ESET reported its findings to CERT/CC in February 2026. Following a period of coordination, Microsoft took action, revoking all 11 identified vulnerable shim binaries through a dbx update released on June 9th, 2026, as part of their Patch Tuesday rollout.
Once this update is applied, Secure Boot firmware will prevent the loading of any flagged shim versions by checking their SHA-256 Authenticode hashes against the forbidden signature database. It is important to note that all UEFI systems with Microsoft’s third-party UEFI signing enabled are exposed, though Windows 11 Secured-core PCs offer some inherent protection as this option is disabled by default.
What You Should Do
Security teams and end-users must approach the deployment of this patch with caution to prevent potential boot failures.
- Deployment Order: Crucially, deploy the updated authorized signature database (db) first, and only then apply the dbx revocation list.
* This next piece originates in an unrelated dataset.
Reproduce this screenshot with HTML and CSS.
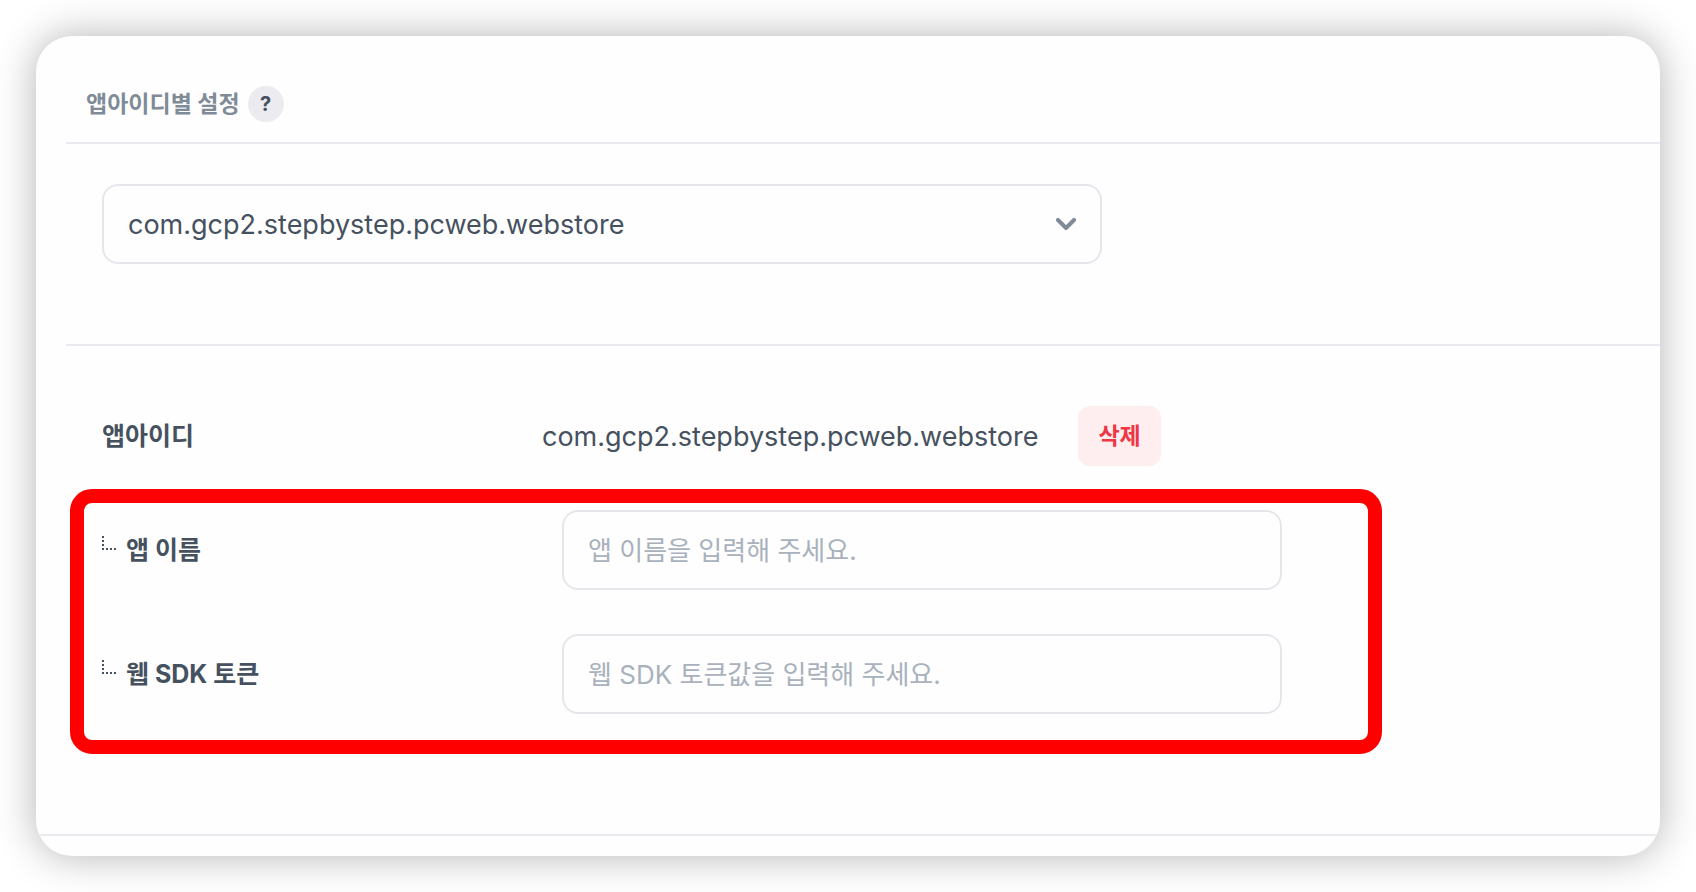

Reversing this order can lead to systems rejecting legitimate, signed bootloaders.
- Windows Systems: Windows users should receive the dbx update automatically through standard Patch Tuesday channels.
- Linux Users: Linux users should actively check for updates via the Linux Vendor Firmware Service (LVFS) and verify their revocation status using the uefi-dbx-audit script.
- Enterprise Testing: Enterprises should conduct thorough testing of the update on non-critical hardware before initiating a broad rollout. Improper deployment order can render systems unbootable.
- Verification: Administrators can utilize PowerShell audit scripts to confirm that the necessary SHA-256 hashes are correctly present in their dbx variable.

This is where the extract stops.